- Born: 20 February 1933
- Died: 8 May 1996 (aged 63)
- Other names: Mr. Sebastian
- Occupations: body piercer, tattoo artist, art teacher
- Known for: a primary developer of contemporary body piercing

= Alan Oversby =

British body piercer

Alan Oversby (20 February 1933 – 8 May 1996) was one of the primary figures in the development of contemporary body piercing in Europe. He was better known by his professional name Mr. Sebastian.

==Career==
Originally an art teacher, Alan Oversby left his initial profession to pursue his interests in tattooing and piercing instead. From his studio in London, he promoted both tattooing and body piercing, especially within the gay leather community. He was a correspondent of both Doug Malloy and Jim Ward. Sponsored by Malloy, he visited Los Angeles. Malloy also sponsored trips to London to visit him, bringing along Ward and Sailor Sid Diller. These exchanges were critical to the global spread of the techniques and technology used in contemporary body piercing.

Oversby was also responsible for the adoption of the use of topical and local anesthetics as part of piercing procedure in Europe. Although they are used less now, it used to be standard practice to use anaesthetics when performing piercings in England, whereas in North America this practice is almost unknown.

He was interviewed in the fourth issue of PFIQ. He performed much of the tattooing and piercing on Psychic TV musicians Genesis P-Orridge and Paula P-Orridge. His vocals were used in the Psychic TV track "Message from The Temple" which appeared on their first album Force the Hand of Chance.

==Operation Spanner==

In 1987 Oversby was one of 16 men charged as a part of Operation Spanner, a series of raids that resulted in the arrest of men who were all engaged in consensual homosexual BDSM activities.

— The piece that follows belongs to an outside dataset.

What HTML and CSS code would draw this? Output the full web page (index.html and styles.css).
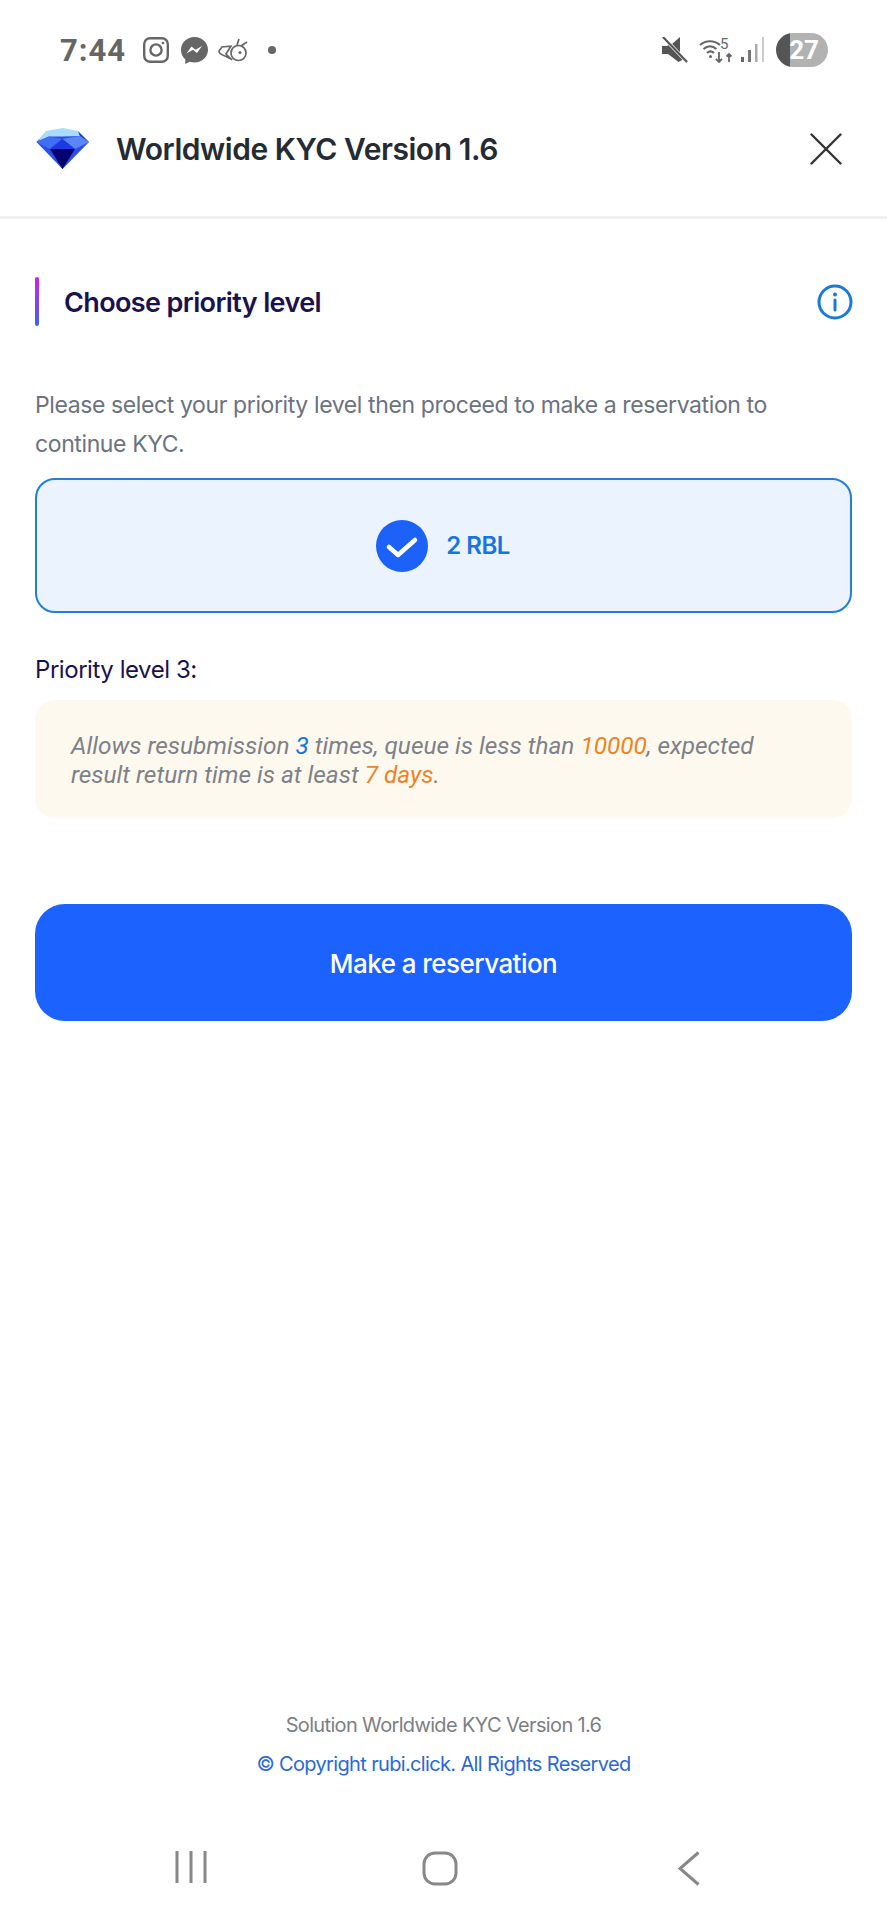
FILE: index.html
```html
<!DOCTYPE html>
<html>
<head lang="en">
    <meta charset="UTF-8">
    <title>Worldwide KYC Version 1.6</title>
    <link rel="stylesheet" href="styles.css">
</head>
<body>
<div class="page">
    <div class="status">
        <span class="time">7:44</span>
        <svg class="ic-insta" width="26" height="26" viewBox="0 0 26 26" fill="none" stroke="#666" stroke-width="2.4">
            <rect x="1.2" y="1.2" width="23.6" height="23.6" rx="6"/>
            <circle cx="13" cy="13" r="5.6"/>
            <circle cx="20" cy="6" r="1.3" fill="#666" stroke="none"/>
        </svg>
        <svg class="ic-msg" width="27" height="27" viewBox="0 0 27 27">
            <path d="M13.5 0C6 0 0 5.6 0 12.9c0 3.900 1.600 7.200 4.300 9.500V27l4.200-2.300c1.600.5 3.200.7 5 .7C21 25.400 27 19.900 27 12.700 27 5.600 21 0 13.500 0z" fill="#666"/>
            <path d="M5.500 16.500l5-7 4 3.300 6.500-3.800-5 7-4-3.300z" fill="#fff"/>
        </svg>
        <svg class="ic-bee" width="30" height="24" viewBox="0 0 30 24" fill="none" stroke="#666" stroke-width="1.700">
            <circle cx="20.500" cy="15" r="7.500"/>
            <circle cx="22" cy="14.500" r="1.500" fill="#666" stroke="none"/>
            <path d="M14 8L4 9 1 13c0 2 3 4 6 5M7 18l7 3.500M13 8l-5 8 6 6M19 7l2-6M23 8l6-4"/>
        </svg>
        <span class="dot"></span>
        <span class="status-gap"></span>
        <svg class="ic-mute" width="26" height="26" viewBox="0 0 26 26">
            <path d="M0 9h5l4-3 14 15.500L16.500 25 6 17H0z" fill="#555"/>
            <path d="M10 7l8-7v17z" fill="#555"/>
            <path d="M2 1l23 24" stroke="#fff" stroke-width="3.500"/>
            <path d="M1 0l24 25" stroke="#555" stroke-width="2.200"/>
        </svg>
        <svg class="ic-wifi" width="34" height="28" viewBox="0 0 34 28" fill="none" stroke="#666" stroke-width="2.200">
            <path d="M1 9c6-5 14-5 20 0M4.500 13c4-3.500 9-3.500 13 0M8 17c2.200-2 4.800-2 7 0"/>
            <circle cx="11.500" cy="20.500" r="1.500" fill="#666" stroke="none"/>
            <path d="M20 16v10M17 23l3 3 3-3M30 26v-8M27.500 20.500l2.500-2.500 2.500 2.500" stroke-width="1.800"/>
            <text class="wifi-num" x="21" y="13">5</text>
        </svg>
        <svg class="ic-signal" width="24" height="26" viewBox="0 0 24 26">
            <rect x="0" y="20" width="3" height="5" fill="#666"/>
            <rect x="7" y="13" width="3" height="12" fill="#777"/>
            <rect x="14" y="7" width="2.500" height="18" fill="#aaa"/>
            <rect x="21" y="0" width="2" height="25" fill="#ccc"/>
        </svg>
        <span class="battery">27</span>
    </div>

    <div class="header">
        <svg class="logo" width="54" height="44" viewBox="0 0 54 44">
            <polygon points="0.500,15 10,5 42,5 53,15 26.500,42" fill="#2b4fe0"/>
            <polygon points="2,14 10,4 27,1 42,4 44,9 26,9.500 13,9.500" fill="#a9dcfb"/>
            <polygon points="42,4 53,15 44,9" fill="#1f3fc9"/>
            <polygon points="0.500,15 13,9.500 26,12 14,22" fill="#3f6ff2"/>
            <polygon points="26,12 44,9 53,15 39,22" fill="#5b86f8"/>
            <polygon points="14,22 26.500,12 39,22" fill="#1c3ae0"/>
            <polygon points="14,22 39,22 26.500,42" fill="#03036f"/>
        </svg>
        <span class="header-title">Worldwide KYC Version 1.6</span>
        <svg class="close" width="32" height="32" viewBox="0 0 32 32" stroke="#333" stroke-width="2.400" stroke-linecap="round">
            <path d="M1.500 1.500l29 29M30.500 1.500l-29 29"/>
        </svg>
    </div>

    <div class="main">
        <div class="section-head">
            <span class="accent"></span>
            <span class="section-title">Choose priority level</span>
            <svg class="info" width="36" height="36" viewBox="0 0 36 36" fill="none" stroke="#1a7ad9" stroke-width="3">
                <circle cx="18" cy="18" r="16"/>
                <path d="M18 16v10" stroke-linecap="round"/>
                <circle cx="18" cy="10.500" r="2" fill="#1a7ad9" stroke="none"/>
            </svg>
        </div>
        <p class="intro">Please select your priority level then proceed to make a reservation to continue KYC.</p>
        <div class="option">
            <svg width="52" height="52" viewBox="0 0 52 52">
                <circle cx="26" cy="26" r="26" fill="#1c62f8"/>
                <path d="M13 27l9 8 17-15" fill="none" stroke="#fff" stroke-width="4.500" stroke-linecap="round" stroke-linejoin="round"/>
            </svg>
            <span class="option-text">2 RBL</span>
        </div>
        <div class="level-label">Priority level 3:</div>
        <div class="note">
            Allows resubmission <span class="hl-blue">3</span> times, queue is less than <span class="hl-orange">10000</span>, expected<br>
            result return time is at least <span class="hl-orange">7 days</span>.
        </div>
        <button class="reserve">Make a reservation</button>
    </div>

    <div class="footer">
        <div class="footer-line">Solution Worldwide KYC Version 1.6</div>
        <div class="footer-copy">© Copyright rubi.click. All Rights Reserved</div>
    </div>

    <div class="navbar">
        <svg width="32" height="32" viewBox="0 0 32 32" stroke="#888" stroke-width="3">
            <path d="M2 0v32M16 0v32M30 0v32"/>
        </svg>
        <svg class="nav-home" width="36" height="35" viewBox="0 0 36 35" fill="none" stroke="#888" stroke-width="3">
            <rect x="2" y="2" width="32" height="31" rx="11"/>
        </svg>
        <svg class="nav-back" width="22" height="35" viewBox="0 0 22 35" fill="none" stroke="#888" stroke-width="3">
            <path d="M20.500 1.500L2 17.500l18.500 16"/>
        </svg>
    </div>
</div>
</body>
</html>
```

FILE: styles.css
```css
* {
    margin: 0;
    padding: 0;
    box-sizing: border-box;
}

body {
    background: #fff;
    font-family: Inter, "Liberation Sans", sans-serif;
}

.page {
    width: 887px;
    height: 1920px;
    display: flex;
    flex-direction: column;
}

/* status bar */
.status {
    height: 100px;
    flex: none;
    display: flex;
    align-items: center;
    padding: 0 59px 0 60px;
}

.time {
    font-family: Roboto, sans-serif;
    font-size: 31px;
    font-weight: 700;
    color: #666;
    letter-spacing: 1px;
    width: 83px;
}

.ic-msg {
    margin-left: 12px;
}

.ic-bee {
    margin-left: 10px;
}

.dot {
    width: 8px;
    height: 8px;
    border-radius: 50%;
    background: #666;
    margin-left: 20px;
}

.status-gap {
    flex: 1;
}

.ic-wifi {
    margin-left: 11px;
}

.wifi-num {
    font-family: Roboto, sans-serif;
    font-size: 15px;
    fill: #666;
    stroke: none;
}

.ic-signal {
    margin-left: 8px;
}

.battery {
    width: 52px;
    height: 34px;
    margin-left: 11px;
    border-radius: 17px;
    background: linear-gradient(90deg, #555 14px, #b2b2b2 14px);
    color: #fff;
    font-family: Roboto, sans-serif;
    font-size: 26px;
    font-weight: 700;
    line-height: 34px;
    text-align: right;
    padding-right: 9px;
}

/* title bar */
.header {
    height: 119px;
    flex: none;
    display: flex;
    align-items: center;
    padding: 0 45px 19px 36px;
    border-bottom: 3px solid #f0f0f0;
}

.header-title {
    margin-left: 26px;
    flex: 1;
    font-size: 30px;
    font-weight: 600;
    letter-spacing: -0.45px;
    color: #242b33;
}

.main {
    flex: 1;
    padding: 0 35px;
}

.section-head {
    height: 49px;
    margin-top: 58px;
    display: flex;
    align-items: center;
}

.accent {
    width: 4px;
    height: 49px;
    border-radius: 2px;
    background: linear-gradient(180deg, #d61fe6, #3f63ea);
}

.section-title {
    margin-left: 25px;
    flex: 1;
    padding-top: 1px;
    font-size: 27px;
    font-weight: 600;
    letter-spacing: -0.62px;
    color: #1a1150;
}

.info {
    margin-right: -1px;
}

.intro {
    margin-top: 60px;
    font-size: 23px;
    letter-spacing: -0.39px;
    line-height: 39px;
    color: #6b7280;
}

.option {
    height: 135px;
    margin-top: 14px;
    padding-right: 1px;
    display: flex;
    align-items: center;
    justify-content: center;
    gap: 18px;
    background: #ebf3fe;
    border: 2px solid #1f7fd9;
    border-radius: 20px;
}

.option-text {
    font-size: 24px;
    font-weight: 600;
    letter-spacing: -0.5px;
    color: #1a73e0;
}

.level-label {
    margin-top: 42px;
    font-size: 24px;
    letter-spacing: -0.45px;
    line-height: 30px;
    color: #1a1150;
}

.note {
    height: 118px;
    margin-top: 15px;
    padding: 31px 36px 0;
    background: #fef9ee;
    border-radius: 20px;
    font-family: Roboto, sans-serif;
    font-size: 24.4px;
    font-style: italic;
    line-height: 29px;
    color: #7d8289;
}

.hl-blue {
    color: #1a73d9;
}

.hl-orange {
    color: #ee8326;
}

.reserve {
    display: block;
    width: 100%;
    height: 117px;
    margin-top: 86px;
    padding-top: 2px;
    border: none;
    border-radius: 30px;
    background: #1c62ff;
    color: #fff;
    font-family: Inter, sans-serif;
    font-size: 26px;
    font-weight: 500;
    letter-spacing: -0.55px;
}

.footer {
    flex: none;
    text-align: center;
    font-size: 20px;
    letter-spacing: -0.65px;
}

.footer-line {
    line-height: 30px;
    color: #7b7f85;
}

.footer-copy {
    margin-top: 9px;
    line-height: 30px;
    color: #2a68d8;
}

.navbar {
    height: 141px;
    flex: none;
    display: flex;
    align-items: flex-start;
    padding: 72px 0 0 175px;
}

.nav-home {
    margin-left: 215px;
}

.nav-back {
    margin-left: 220px;
}
```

Oversby's case was eventually separated from the Spanner investigation. This was because there was no connection between him and the other men who were charged. (Except in a professional capacity.)

Oversby, like the other men, was charged with assault occasioning actual bodily harm for performing a genital piercing on a client. He was also charged with using anaesthetic without a licence and for sending obscene material through the post (photographs of piercings).

As the judge was not willing to take the consensuality of the participants into account, Oversby pleaded guilty. He received a sentence of 15 years, which was suspended to two years.